Darüber hinaus liefert der Film spannungsgeladene Einblicke in die Musikszene der 1960er Jahre. Er erzählt eine Love Story voller Höhen und Tiefen. Und, vor allem, er kommt dem Menschen Chet Baker ungemein nahe, der nicht nur ein großer Musiker war, sondern auch ein Charmeur und ein Geschichtenerzähler – und ein Junkie, dem in seinen tiefen Momenten nichts und niemand helfen konnte.
Interessanterweise erreicht der Film diese Authentizität dadurch, dass er sich von seinem Objekt wegbewegt. „Born To Be Blue“ ist keine ausschließlich an Fakten orientierte Biografie. Die Story nimmt sich etliche Freiheiten. Die weibliche Hauptfigur der Jane zum Beispiel hat es nicht gegeben; sie wurde aus den Eigenschaften von einigen Frauen in Chet Bakers Leben komponiert. Ein mutiges Konzept, das komplett aufgeht.
Bleibt die Frage, warum ein begnadeter Musiker und Star wie Chet Baker die Droge Heroin brauchte, um auf der Bühne alles geben zu können.
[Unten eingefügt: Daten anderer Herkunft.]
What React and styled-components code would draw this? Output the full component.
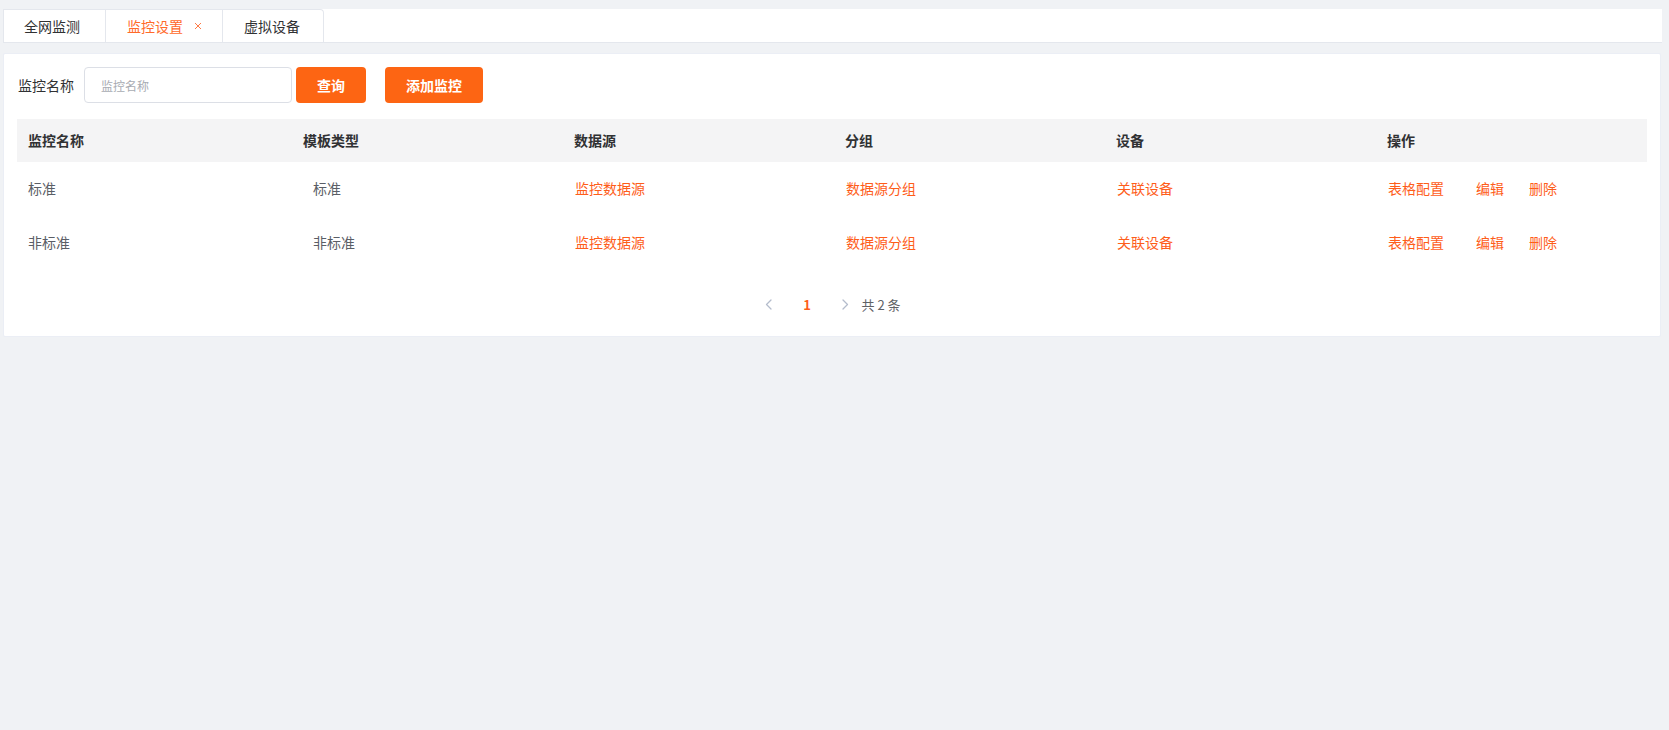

Baker stand damit nicht allein; Heroin war in der Jazzszene der Nachkriegs-Jahrzehnte weit verbreitet.
Die Frage nach dem Warum bleibt im Film freilich unbeantwortet. Der Wiener Jazz-Weltstar, Drogen-Verächter und Slibowitz-Liebhaber Joe Zawinul stellte aber einmal eine interessante These auf: „Es gab in New York damals Tausende arbeitslose Musiker. Der Konkurrenzkampf war erbarmungslos. Es gab für die Musiker Situationen, in denen sie unheimlich nervös waren, und Heroin hat ja eine sehr beruhigende Wirkung. Wenn jemand nervös ist, kann er überhaupt nichts leisten, das steht einem wie ein Felsen im Weg.“
IDEAL FÜR: Alle Jazz-Fans und jene, die es werden wollen. Und für alle Chet-Baker-Fans.